There are a number of factors that could potentially contribute to the development of feeding and eating disorders of infancy or early childhood. These factors include:
- Physiological – a chemical imbalance effecting the child's appetite could cause a feeding or eating disorder.
- Developmental – developmental abnormalities in oral-sensory, oral-motor, and swallowing can impact the child's eating ability and elicit a feeding or eating disorder.
- Environmental – simple issues such as inconsistent meal times can cause a feeding or eating disorder. Giving the child food that they are not developmentally acquired for can also cause these disorders.

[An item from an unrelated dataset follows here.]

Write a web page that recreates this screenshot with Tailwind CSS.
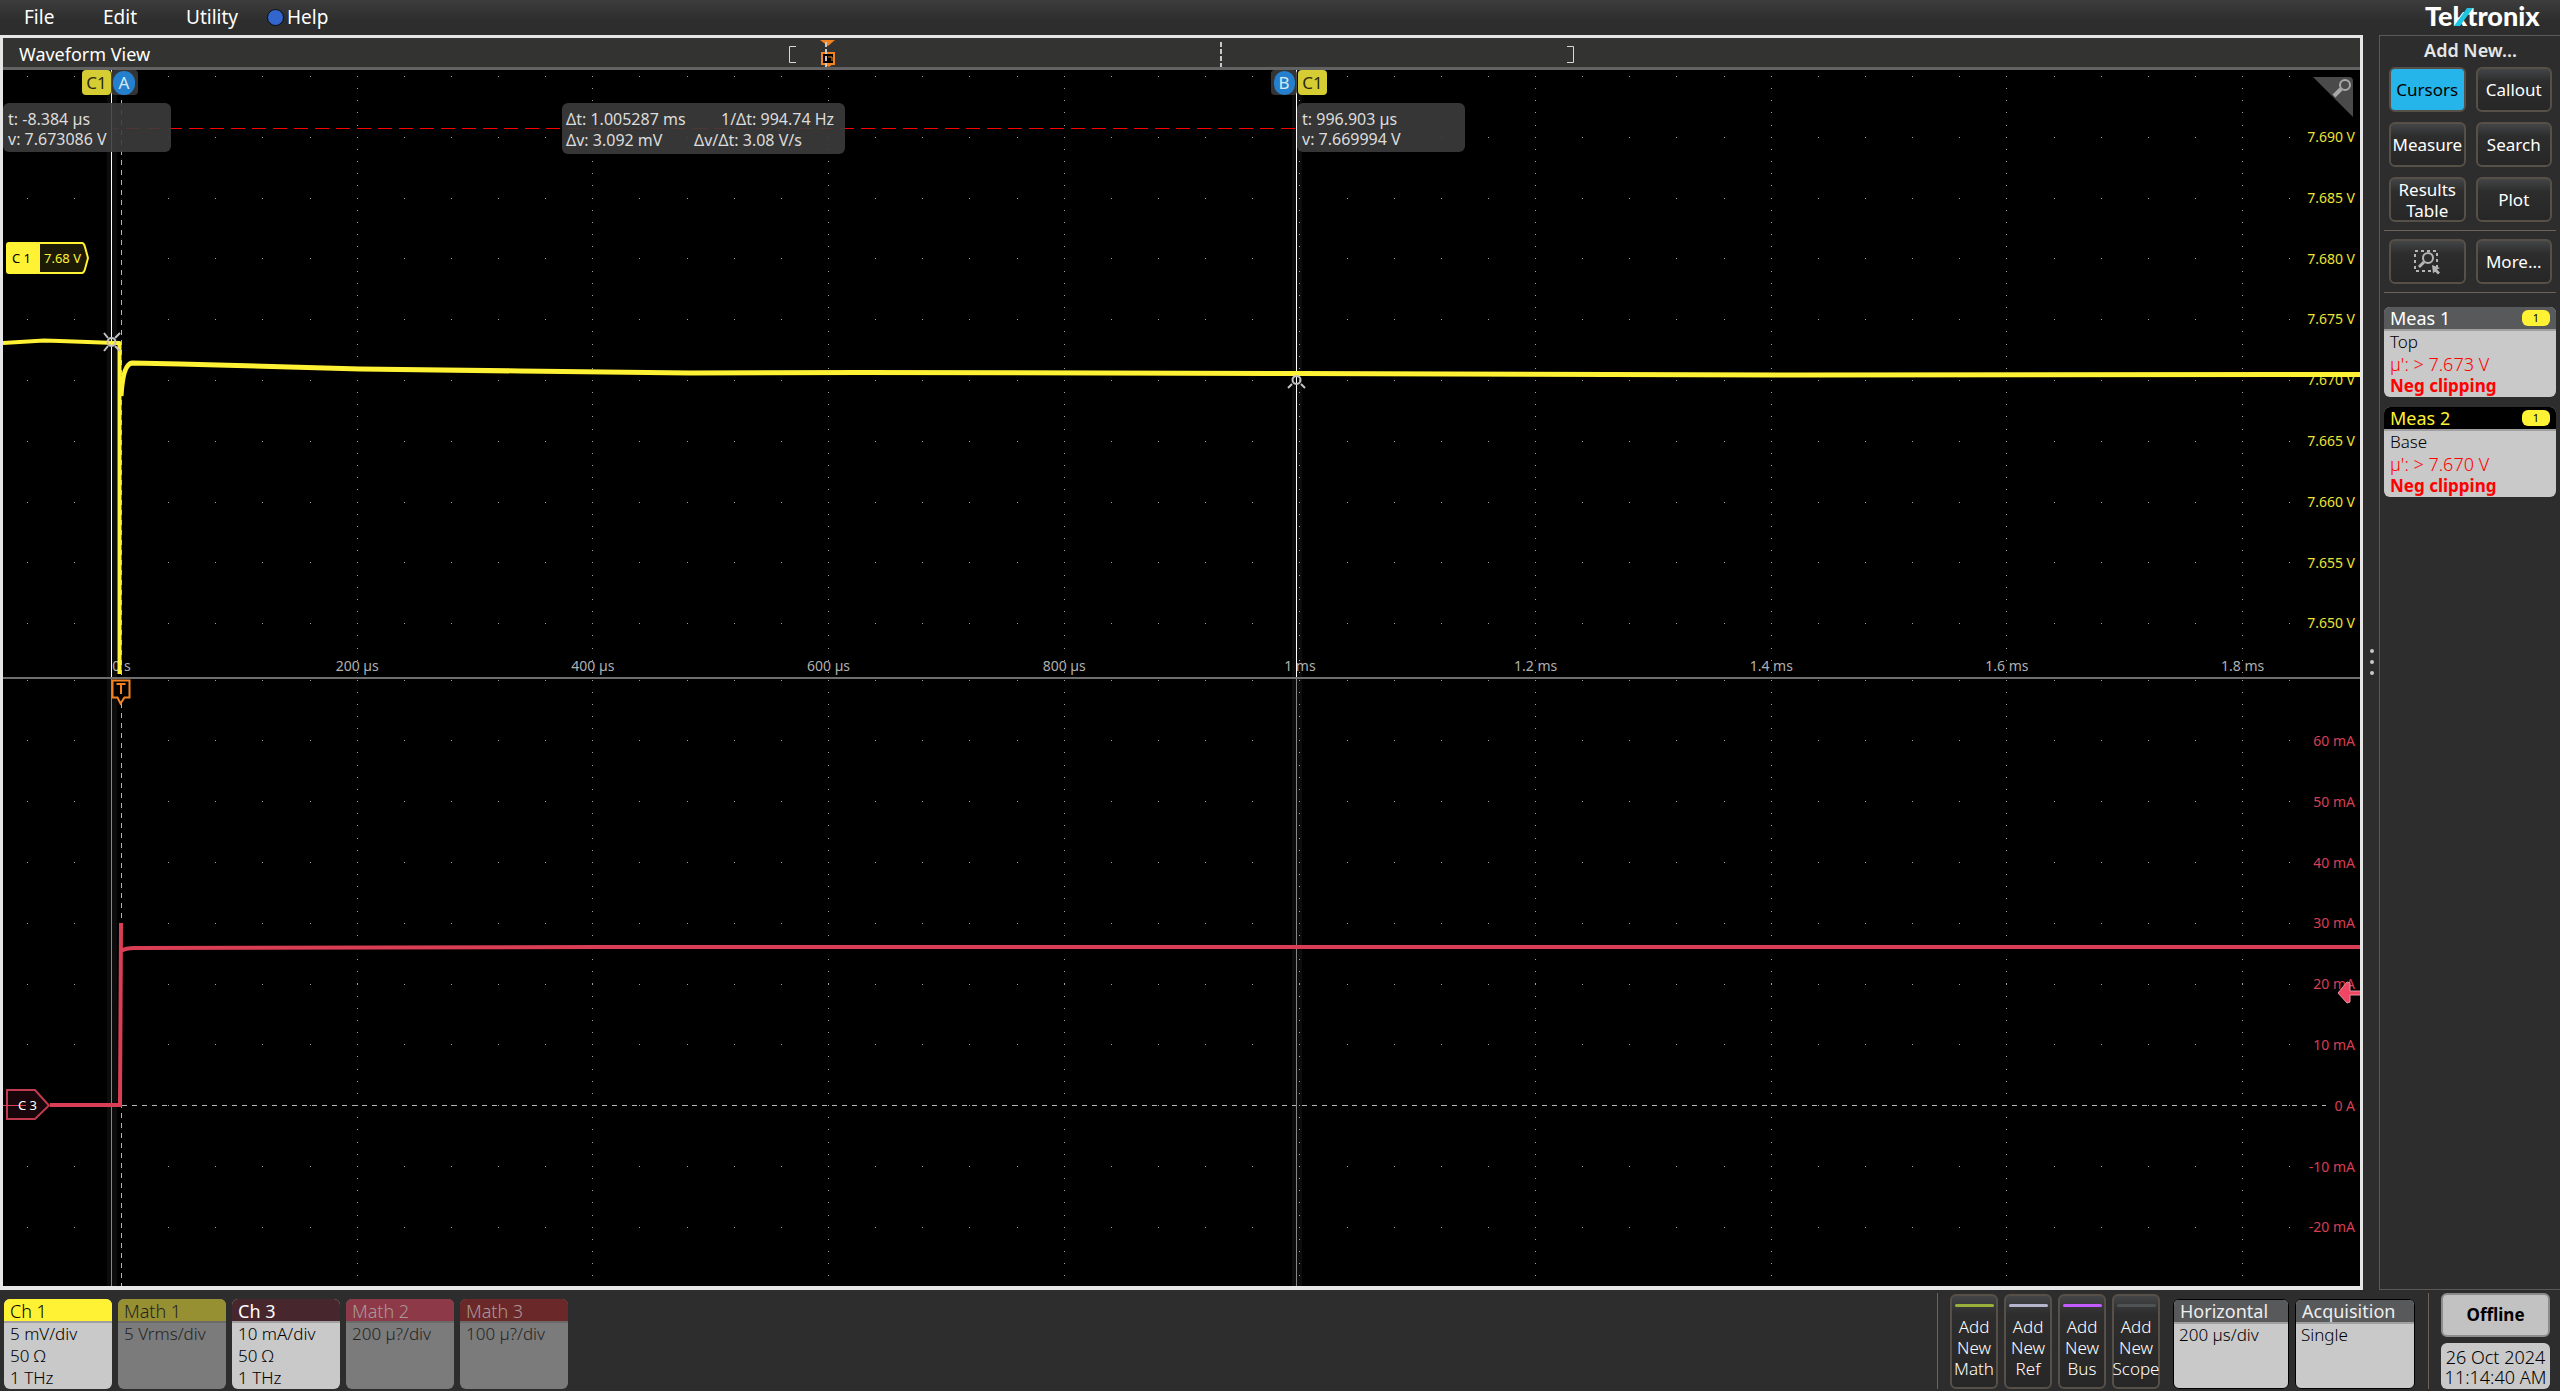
<!DOCTYPE html>
<html lang="en">
<head>
<meta charset="utf-8">
<title>Waveform View</title>
<script src="https://cdn.jsdelivr.net/npm/@tailwindcss/browser@4"></script>
</head>
<body class="flex h-screen flex-col overflow-hidden bg-[#2d2d2d] font-['Noto_Sans',sans-serif] text-white">

<header class="flex h-[35px] shrink-0 items-center justify-between bg-linear-to-b from-[#3d3d3d] to-[#2d2d2d] to-60%">
  <nav class="flex h-full items-center pl-6 text-[19px]">
    <button type="button" class="w-[79px] text-left">File</button>
    <button type="button" class="w-[83px] text-left">Edit</button>
    <button type="button" class="w-[81px] text-left">Utility</button>
    <button type="button" class="flex items-center gap-[3px]"><span class="size-[17px] rounded-full border border-[#0b0b0b] bg-[#3366cc]"></span>Help</button>
  </nav>
  <svg class="mr-3 h-full w-[124px]" viewBox="0 0 124 35" role="img" aria-label="Tektronix">
    <text x="1" y="26" font-family="Lato,sans-serif" font-size="27" font-weight="900" fill="#fff">Tektronix</text>
    <path d="M30 26L43 8H49L36 26Z" fill="#1fc4e0"/>
  </svg>
</header>

<div class="flex min-h-0 flex-1">
  <main class="flex min-w-0 flex-1 flex-col border-3 border-b-4 border-[#e6e6e6]">
    <div class="relative flex h-8 shrink-0 items-center border-b-3 border-[#636363] bg-[#333331] pt-1 pl-4">
      <h1 class="text-[18px]">Waveform View</h1>
      <svg class="absolute inset-0 h-full w-full" viewBox="0 0 2357 29" preserveAspectRatio="none" fill="none">
        <path d="M793 8.500h-6.500v16h6.500M1564 8.500h6.500v16h-6.500" stroke="#d8d8d8"/>
        <path d="M1218 4v25" stroke="#c8c8c8" stroke-width="2" stroke-dasharray="5 2"/>
        <rect x="819" y="15" width="12" height="11" fill="#000" stroke="#f58220" stroke-width="2"/>
        <path d="M817 2h15l-7 6z" fill="#f58220"/>
        <path d="M821 26h9l-4 3z" fill="#f58220"/>
        <path d="M823 4v25" stroke="#c8c8c8" stroke-width="2" stroke-dasharray="5 2"/>
        <path d="M825 19h4v4" stroke="#f58220"/>
      </svg>
    </div>

    <section class="relative min-h-0 flex-1 bg-black" aria-label="Waveforms">
      <svg id="plot" class="h-full w-full" viewBox="3 70 2357 1216" preserveAspectRatio="none" font-family="'Noto Sans',sans-serif" font-size="14" fill="none">
        <rect x="107" y="70" width="10" height="1216" fill="#0c0c0c"/>
        <rect x="1292" y="70" width="10" height="1216" fill="#0c0c0c"/>
        <g id="grid" fill="#a0a0a0"></g>
        <g id="labels"></g>
        <path d="M3 678H2360" stroke="#6e6e6e" stroke-width="2"/>
        <path d="M121.500 100V676M121.500 703V1286" stroke="#b4b4b4" stroke-dasharray="5 5"/>
        <path d="M122 1105.500H2326" stroke="#b4b4b4" stroke-dasharray="5 5"/>
        <path d="M113 128.500H1296" stroke="#f00" stroke-dasharray="14 7" stroke-dashoffset="8"/>
        <path d="M111.500 70V677M1296.500 70V677" stroke="#fff"/>
        <path d="M111.500 679V1286M1296.500 679V1286" stroke="#858585"/>
        <g stroke="#fff133" stroke-width="5" stroke-linejoin="round">
          <path d="M3 343L44 340.500L60 341L115 343H119.500V674" stroke-width="4"/>
          <path d="M121 396Q123 364 132 363L180 364L360 369L520 371L690 373L860 372.500L1300 373.500L1800 375L2360 374.500"/>
        </g>
        <g stroke="#c4c4c4" stroke-width="2">
          <circle cx="111.500" cy="342" r="4"/>
          <path d="M104 333l4 5M120 333l-5 5M104 351l4-5M120 351l-5-5"/>
          <circle cx="1296.500" cy="380" r="4"/>
          <path d="M1288 388l4-4M1305 388l-4-4"/>
        </g>
        <g stroke="#d93e55" stroke-width="4">
          <path d="M50 1105H120L121 923M121 951Q126 948 134 948L600 947H2360"/>
        </g>
        <path d="M112.500 680.500h17v17h-5l-4 6l-3-6h-5z" fill="#000" stroke="#f58220" stroke-width="2"/>
        <path d="M116.500 684h9M121 684v10" stroke="#f58220" stroke-width="2"/>
        <path d="M7 1090h28l14 15.500L35 1119H7z" fill="#18060a" stroke="#c03a50" stroke-width="2"/>
        <path d="M3 1105.500H26" stroke="#d93e55"/>
        <text x="18" y="1110" font-size="13" fill="#fff">C 3</text>
        <rect x="6" y="242" width="34" height="32" rx="3" fill="#fff133"/>
        <path d="M39 243h43q2 0 3 4l3 11l-3 11q-1 4-3 4H39z" fill="#1c1a05" stroke="#fff133" stroke-width="2"/>
        <text x="12" y="263" font-size="13" fill="#000">C 1</text>
        <text x="44" y="263" font-size="13" fill="#fff133">7.68 V</text>
        <path d="M2360 991h-10v-8l-3-1l-9 11l9 10l3-1v-7h10" fill="#ef4763" stroke="#e8909e"/>
        <path d="M2313 77h36q4 0 4 4v36z" fill="#4a4a4a"/>
        <circle cx="2345" cy="85" r="5" stroke="#a8a8a8" stroke-width="2"/>
        <path d="M2341 89l-7 7" stroke="#a8a8a8" stroke-width="4"/>
      </svg>

      <div class="absolute left-[79px] top-0 flex h-[25px] items-center text-[17px]">
        <span class="flex h-full w-[29px] items-center justify-center rounded bg-[#d6cd35] text-[#2a2a10]">C1</span>
        <span class="flex h-full w-[27px] items-center rounded bg-[#3a3a3a]/90 pl-[2px]"><span class="flex h-6 w-[22px] items-center justify-center rounded-full bg-[#2480cc] text-[#d8e8f4]">A</span></span>
      </div>
      <div class="absolute left-[1268px] top-0 flex h-[25px] items-center gap-px text-[17px]">
        <span class="flex h-full w-[26px] items-center justify-center rounded bg-[#3a3a3a]/90"><span class="flex h-6 w-[21px] items-center justify-center rounded-full bg-[#2480cc] text-[#d8e8f4]">B</span></span>
        <span class="flex h-full w-[29px] items-center justify-center rounded bg-[#d6cd35] text-[#2a2a10]">C1</span>
      </div>
      <div class="absolute left-0 top-[33px] h-[49px] w-[168px] rounded-md bg-[#3c3c3c]/90 py-[6px] pl-[5px] text-[16px] leading-5 text-[#dcdcdc]"><p>t: -8.384 µs</p><p>v: 7.673086 V</p></div>
      <div class="absolute left-[559px] top-[33px] h-[51px] w-[283px] rounded-md bg-[#3c3c3c]/90 py-[6px] pl-1 text-[16px] leading-[21px] text-[#dcdcdc]">
        <p class="flex"><span class="w-[155px]">Δt: 1.005287 ms</span><span>1/Δt: 994.74 Hz</span></p>
        <p class="flex"><span class="w-[128px]">Δv: 3.092 mV</span><span>Δv/Δt: 3.08 V/s</span></p>
      </div>
      <div class="absolute left-[1294px] top-[33px] h-[49px] w-[168px] rounded-md bg-[#3c3c3c]/90 py-[6px] pl-[5px] text-[16px] leading-5 text-[#dcdcdc]"><p>t: 996.903 µs</p><p>v: 7.669994 V</p></div>
    </section>
  </main>

  <div class="flex w-4 flex-col items-center justify-center gap-[7px] pb-[2px] pl-px">
    <span class="size-1 rounded-full bg-[#c8c8c8]"></span><span class="size-1 rounded-full bg-[#c8c8c8]"></span><span class="size-1 rounded-full bg-[#c8c8c8]"></span>
  </div>

  <aside class="w-[181px] shrink-0 border-y border-l border-[#5c5856] px-1 text-[17px] leading-[21px]">
    <h2 class="pl-px text-center text-[18px] font-semibold leading-[28px] text-[#e6e6e6]">Add New...</h2>
    <div class="mt-[3px] grid grid-cols-2 gap-[10px] pl-[5px] pr-1">
      <button type="button" class="h-[45px] rounded-md border-2 border-[#575048] bg-[#26b5ea] text-black">Cursors</button>
      <button type="button" class="h-[45px] rounded-md border-2 border-[#575048] bg-linear-to-b from-[#434547] via-[#2d2d2d] via-30% to-[#272727]">Callout</button>
      <button type="button" class="h-[45px] rounded-md border-2 border-[#575048] bg-linear-to-b from-[#434547] via-[#2d2d2d] via-30% to-[#272727]">Measure</button>
      <button type="button" class="h-[45px] rounded-md border-2 border-[#575048] bg-linear-to-b from-[#434547] via-[#2d2d2d] via-30% to-[#272727]">Search</button>
      <button type="button" class="h-[45px] rounded-md border-2 border-[#575048] bg-linear-to-b from-[#434547] via-[#2d2d2d] via-30% to-[#272727]">Results<br>Table</button>
      <button type="button" class="h-[45px] rounded-md border-2 border-[#575048] bg-linear-to-b from-[#434547] via-[#2d2d2d] via-30% to-[#272727]">Plot</button>
    </div>
    <hr class="my-[8px] border-[#6e6259]">
    <div class="grid grid-cols-2 gap-[10px] pl-[5px] pr-1">
      <button type="button" aria-label="Zoom to area" class="flex h-[45px] items-center justify-center rounded-md border-2 border-[#575048] bg-linear-to-b from-[#434547] via-[#2d2d2d] via-30% to-[#272727]">
        <svg class="h-[26px] w-7" viewBox="0 0 28 26" fill="none" stroke="#b4b4b4" stroke-width="2">
          <path d="M2 2h22v20h-22z" stroke-dasharray="3 3"/>
          <circle cx="15" cy="9" r="5"/><path d="M11 13l-5 5" stroke-width="3"/>
          <path d="M19 16l8 3-3 1.500 3 3-2 2-3-3-2 2z" fill="#b4b4b4" stroke="none"/>
        </svg>
      </button>
      <button type="button" class="h-[45px] rounded-md border-2 border-[#575048] bg-linear-to-b from-[#434547] via-[#2d2d2d] via-30% to-[#272727]">More...</button>
    </div>
    <hr class="mt-[8px] mb-[14px] border-[#6e6259]">
    <section class="mb-[10px] h-[90px] overflow-hidden rounded-md bg-[#c9c9c9] leading-[22px] text-[#f00]">
      <h3 class="flex h-6 items-center justify-between border-b-2 border-[#a0a0a0] bg-[#58595b] pl-[6px] pr-[6px] text-[18px] text-white">Meas 1<span class="h-4 w-7 rounded-md bg-[#fff133] text-center text-[11px] leading-4 text-black">1</span></h3>
      <p class="pl-[6px] font-light text-black">Top</p><p class="pl-[6px] text-[18px] font-light">µ': &gt; 7.673 V</p><p class="pl-[6px] font-bold">Neg clipping</p>
    </section>
    <section class="h-[90px] overflow-hidden rounded-md bg-[#c9c9c9] leading-[22px] text-[#f00]">
      <h3 class="flex h-6 items-center justify-between border-b-2 border-[#a0a0a0] bg-black pl-[6px] pr-[6px] text-[18px] text-[#fff133]">Meas 2<span class="h-4 w-7 rounded-md bg-[#fff133] text-center text-[11px] leading-4 text-black">1</span></h3>
      <p class="pl-[6px] font-light text-black">Base</p><p class="pl-[6px] text-[18px] font-light">µ': &gt; 7.670 V</p><p class="pl-[6px] font-bold">Neg clipping</p>
    </section>
  </aside>
</div>

<footer class="flex h-[101px] shrink-0 items-end justify-between pl-1 pr-[10px] pb-[2px] text-[17px] leading-[22px]">
  <div class="flex gap-[6px] font-light text-black">
    <section class="h-[90px] w-[108px] overflow-hidden rounded-md bg-[#c9c9c9]"><h3 class="h-6 border-b-2 border-[#a0a0a0] bg-[#fff133] pt-px pl-[6px] text-[18px]">Ch 1</h3><p class="pl-[6px]">5 mV/div</p><p class="pl-[6px]">50 Ω</p><p class="pl-[6px]">1 THz</p></section>
    <section class="h-[90px] w-[108px] overflow-hidden rounded-md bg-[#7b7b7b] text-[#242424]"><h3 class="h-6 border-b-2 border-[#6a6a6a] bg-[#969033] pt-px pl-[6px] text-[18px]">Math 1</h3><p class="pl-[6px]">5 Vrms/div</p></section>
    <section class="h-[90px] w-[108px] overflow-hidden rounded-md bg-[#c9c9c9]"><h3 class="h-6 border-b-2 border-[#a0a0a0] bg-[#48262d] pt-px pl-[6px] text-[18px] font-normal text-white">Ch 3</h3><p class="pl-[6px]">10 mA/div</p><p class="pl-[6px]">50 Ω</p><p class="pl-[6px]">1 THz</p></section>
    <section class="h-[90px] w-[108px] overflow-hidden rounded-md bg-[#7b7b7b] text-[#242424]"><h3 class="h-6 border-b-2 border-[#6a6a6a] bg-[#8d3948] pt-px pl-[6px] text-[18px] text-[#a99]">Math 2</h3><p class="pl-[6px]">200 µ?/div</p></section>
    <section class="h-[90px] w-[108px] overflow-hidden rounded-md bg-[#7b7b7b] text-[#242424]"><h3 class="h-6 border-b-2 border-[#6a6a6a] bg-[#6b2829] pt-px pl-[6px] text-[18px] text-[#a99]">Math 3</h3><p class="pl-[6px]">100 µ?/div</p></section>
  </div>
  <div class="flex items-end font-light">
    <div class="mr-3 h-24 w-px bg-[#6e6259]"></div>
    <div class="mr-[13px] flex gap-[6px] leading-[21px]">
      <button type="button" class="flex h-[95px] w-12 flex-col items-center rounded-md border-2 border-[#575048] bg-linear-to-b from-[#434547] via-[#2d2d2d] via-20% to-[#272727] pt-2"><span class="mb-[9px] h-[3px] w-[39px] rounded bg-[#98b03a]"></span><span>Add<br>New<br>Math</span></button>
      <button type="button" class="flex h-[95px] w-12 flex-col items-center rounded-md border-2 border-[#575048] bg-linear-to-b from-[#434547] via-[#2d2d2d] via-20% to-[#272727] pt-2"><span class="mb-[9px] h-[3px] w-[39px] rounded bg-[#b4b4cc]"></span><span>Add<br>New<br>Ref</span></button>
      <button type="button" class="flex h-[95px] w-12 flex-col items-center rounded-md border-2 border-[#575048] bg-linear-to-b from-[#434547] via-[#2d2d2d] via-20% to-[#272727] pt-2"><span class="mb-[9px] h-[3px] w-[39px] rounded bg-[#c25cff]"></span><span>Add<br>New<br>Bus</span></button>
      <button type="button" class="flex h-[95px] w-12 flex-col items-center rounded-md border-2 border-[#575048] bg-linear-to-b from-[#434547] via-[#2d2d2d] via-20% to-[#272727] pt-2"><span class="mb-[9px] h-[3px] w-[39px] rounded bg-[#505354]"></span><span>Add<br>New<br>Scope</span></button>
    </div>
    <section class="mr-[6px] h-[90px] w-[116px] overflow-hidden rounded-md border border-black bg-[#c9c9c9] text-black"><h3 class="h-6 border-b-2 border-[#a0a0a0] bg-[#58595b] pl-[6px] text-[18px] font-normal text-[#eee]">Horizontal</h3><p class="pl-[5px]">200 µs/div</p></section>
    <section class="mr-[13px] h-[90px] w-[120px] overflow-hidden rounded-md border border-black bg-[#c9c9c9] text-black"><h3 class="h-6 border-b-2 border-[#a0a0a0] bg-[#58595b] pl-[6px] text-[18px] font-normal text-[#eee]">Acquisition</h3><p class="pl-[5px]">Single</p></section>
    <div class="mr-3 h-24 w-px bg-[#6e6259]"></div>
    <div class="flex flex-col gap-[6px] text-black">
      <button type="button" class="h-11 w-[109px] rounded-md border-2 border-[#8c8c8c] bg-[#c2c2c2] font-bold">Offline</button>
      <p class="h-[46px] w-[109px] rounded-md bg-[#c9c9c9] pt-1 text-center text-[18px] leading-5">26 Oct 2024<br>11:14:40 AM</p>
    </div>
  </div>
</footer>

<script>
  const NS = 'http://www.w3.org/2000/svg';
  const grid = document.getElementById('grid');
  const labels = document.getElementById('labels');
  const X0 = 121.5, DX = 235.68;
  function dot(x, y) {
    const r = document.createElementNS(NS, 'rect');
    r.setAttribute('x', Math.floor(x)); r.setAttribute('y', Math.round(y));
    r.setAttribute('width', 1); r.setAttribute('height', 1);
    grid.appendChild(r);
  }
  function label(x, y, text, fill, anchor) {
    const t = document.createElementNS(NS, 'text');
    t.setAttribute('x', x); t.setAttribute('y', y);
    t.setAttribute('fill', fill); t.setAttribute('text-anchor', anchor);
    t.textContent = text;
    labels.appendChild(t);
  }
  // Graticule of one pane: rows of minor columns plus finely dotted major columns
  function pane(y0, rows, dy, bottom) {
    for (let r = 0; r < rows; r++)
      for (let i = -2; i <= 46; i++)
        if (i !== 0) dot(X0 + i * DX / 5, y0 + r * dy);
    for (let m = 1; m <= 9; m++)
      for (let y = y0; y < bottom; y += dy / 5) dot(X0 + m * DX, y);
  }
  pane(76, 10, 60.8, 674);
  pane(679.5, 10, 60.8, 1284);
  ['0 s', '200 µs', '400 µs', '600 µs', '800 µs', '1 ms', '1.2 ms', '1.4 ms', '1.6 ms', '1.8 ms']
    .forEach((s, i) => label(X0 + i * DX, 671, s, '#b0b0b0', 'middle'));
  for (let i = 0; i < 9; i++)
    label(2355, Math.round(142 + i * 60.8), (7.69 - i * 0.005).toFixed(3) + ' V', '#ece335', 'end');
  for (let i = 0; i < 9; i++) {
    const v = 60 - i * 10;
    label(2355, Math.round(746 + i * 60.8), v ? v + ' mA' : '0 A', '#d93e55', 'end');
  }
</script>
</body>
</html>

Family dysfunction and sociocultural issues could also play a role in feeding or eating disorders.
- Relational – when the child is not securely attached to the mother, it can cause feeding interactions to become disturbed or unnatural. Other factors, such as parental emotional unavailability and parental eating disorders, can cause feeding and eating disorders in their children.
- Psychological and behavioral – these factors include one involving the child's temperament. Characteristics such as being anxious, impulsive, distracted, or strong-willed personality types are ones that could affect the child's eating and cause a disorder. The individual could have learned to reject food due to a traumatic experience such as choking or being force fed.
Since feeding and eating disorders in children can cause dangerous risks to the child, it is important to seek treatment as soon as possible. Cognitive behavioral therapy can be incredibly beneficial to children with feeding or eating disorders. Family therapy is usually encouraged in order to keep all members involved in nourishing the child.